During sbuilds of haskell packages there are dependent packages
installed that have a large installed size (ghc-doc for example is
~700M). Often during the write of this data, the system seems to enter a
blocked state. Normal page allocation is suspended and so non-vm
privileged tasks, including ext2fs servers, soon get blocked if they
require more memory. Any process accessing file storage is also likely
to block on pagein from the stalled servers so even the console becomes
unresponsive.
The system is not actually totally stuck. Pageout processing continues
at a low level. There is no default pager running so only external pages
can considered for pageout. Appropriate memory_object_data_return
requests are issued to external pagers at the rate of approximately 100
per second. The CPU load is so low that the virtual machine 'CPU usage'
graph superficially looks like it is zero. None of these m_o_d_r
messages can be handled and actually free pages steadily decline.
I added some debugging to log every 100th pageout attempt from when
vm_page_alloc_paused becomes set. In one example, free pages steadily
drop from ~67500 to about ~32000 over a period of ~22minutes.
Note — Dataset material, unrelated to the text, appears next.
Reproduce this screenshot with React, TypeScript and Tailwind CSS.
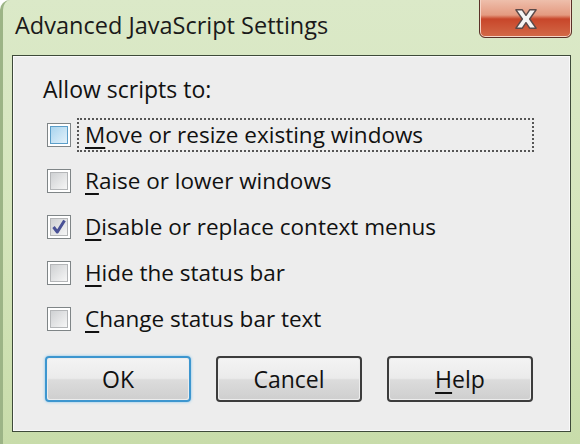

Then
suddenly the pageout processing comes across a large series of pages
(~38000) that can be trivially reclaimed which are sufficient to
terminate the pageout activity and resume normal page allocation. The
system becomes usable again.
Might it be that boralus is also behaving this way without it being
noticed? The use of sync=5 might reduce the likelihood of this
occurring, I'd guess, but I have also seen this scenario occur using
sync=5 myself.
The fundamental problem is that ext2fs, being unprivileged, cannot
allocate memory in order to allow other memory to be released. This is
well known, I believe, but we need to do something to reduce the
likelihood of this scenario as there could be cases that would result in
the system not recovering. For example, if internal memory usage was
dominant and a large write quickly used the remaining pages (before
unprivileged allocation is suspended) and before sync could process the
written pages, there might be too few pages available to page out at all.
Regards,
Mike.